» **Exercise objective**: Starting at the first line of the data, please print exactly those lines through the one that holds "border-t-white border-l-white border-b-[#404040]", omitting every picture.

» **Information supplied**:
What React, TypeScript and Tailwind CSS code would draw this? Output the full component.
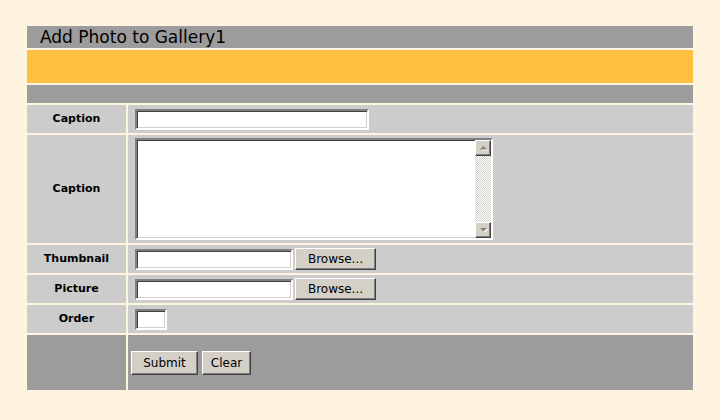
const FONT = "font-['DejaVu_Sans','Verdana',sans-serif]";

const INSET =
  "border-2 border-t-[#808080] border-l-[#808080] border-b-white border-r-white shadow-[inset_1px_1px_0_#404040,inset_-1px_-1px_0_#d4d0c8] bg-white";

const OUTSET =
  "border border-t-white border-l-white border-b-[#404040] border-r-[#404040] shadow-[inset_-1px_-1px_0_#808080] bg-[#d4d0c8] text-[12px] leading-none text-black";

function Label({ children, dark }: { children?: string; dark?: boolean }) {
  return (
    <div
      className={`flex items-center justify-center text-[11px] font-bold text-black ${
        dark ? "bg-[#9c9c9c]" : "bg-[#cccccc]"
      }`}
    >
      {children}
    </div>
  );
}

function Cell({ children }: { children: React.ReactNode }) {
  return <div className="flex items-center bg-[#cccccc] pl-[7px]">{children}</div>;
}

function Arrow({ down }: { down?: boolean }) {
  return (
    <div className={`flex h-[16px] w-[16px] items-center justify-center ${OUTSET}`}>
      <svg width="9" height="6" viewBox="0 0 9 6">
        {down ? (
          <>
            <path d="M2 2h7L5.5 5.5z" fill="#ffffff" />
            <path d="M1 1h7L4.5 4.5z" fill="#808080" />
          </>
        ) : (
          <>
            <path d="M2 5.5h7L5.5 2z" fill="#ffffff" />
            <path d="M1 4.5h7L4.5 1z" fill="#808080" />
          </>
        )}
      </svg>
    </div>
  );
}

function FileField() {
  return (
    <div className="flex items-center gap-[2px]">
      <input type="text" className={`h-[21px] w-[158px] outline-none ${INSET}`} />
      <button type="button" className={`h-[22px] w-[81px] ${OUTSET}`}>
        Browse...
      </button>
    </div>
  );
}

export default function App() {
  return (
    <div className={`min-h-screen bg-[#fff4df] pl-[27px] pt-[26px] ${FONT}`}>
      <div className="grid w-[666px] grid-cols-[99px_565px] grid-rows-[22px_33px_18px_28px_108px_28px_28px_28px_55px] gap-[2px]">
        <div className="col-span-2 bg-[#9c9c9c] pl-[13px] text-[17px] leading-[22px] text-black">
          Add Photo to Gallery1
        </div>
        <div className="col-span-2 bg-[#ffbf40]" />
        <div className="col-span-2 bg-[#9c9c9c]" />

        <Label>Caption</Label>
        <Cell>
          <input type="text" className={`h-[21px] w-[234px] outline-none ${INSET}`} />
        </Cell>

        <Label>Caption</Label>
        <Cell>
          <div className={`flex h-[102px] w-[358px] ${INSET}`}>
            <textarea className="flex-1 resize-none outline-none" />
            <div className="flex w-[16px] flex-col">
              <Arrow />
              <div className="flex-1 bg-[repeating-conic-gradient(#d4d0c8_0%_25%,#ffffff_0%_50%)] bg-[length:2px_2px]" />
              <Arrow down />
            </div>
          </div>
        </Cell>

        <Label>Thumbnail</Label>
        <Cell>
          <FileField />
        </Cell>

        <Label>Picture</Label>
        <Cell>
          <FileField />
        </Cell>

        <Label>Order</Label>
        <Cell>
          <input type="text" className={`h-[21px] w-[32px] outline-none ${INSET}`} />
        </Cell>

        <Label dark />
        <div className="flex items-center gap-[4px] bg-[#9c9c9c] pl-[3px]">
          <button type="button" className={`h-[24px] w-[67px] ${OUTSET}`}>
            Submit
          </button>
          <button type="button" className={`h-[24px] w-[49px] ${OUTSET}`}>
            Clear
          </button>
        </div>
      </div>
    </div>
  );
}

» **Task output**:
What React, TypeScript and Tailwind CSS code would draw this? Output the full component.
const FONT = "font-['DejaVu_Sans','Verdana',sans-serif]";

const INSET =
  "border-2 border-t-[#808080] border-l-[#808080] border-b-white border-r-white shadow-[inset_1px_1px_0_#404040,inset_-1px_-1px_0_#d4d0c8] bg-white";

const OUTSET =
  "border border-t-white border-l-white border-b-[#404040] border-r-[#404040] shadow-[inset_-1px_-1px_0_#808080] bg-[#d4d0c8] text-[12px] leading-none text-black";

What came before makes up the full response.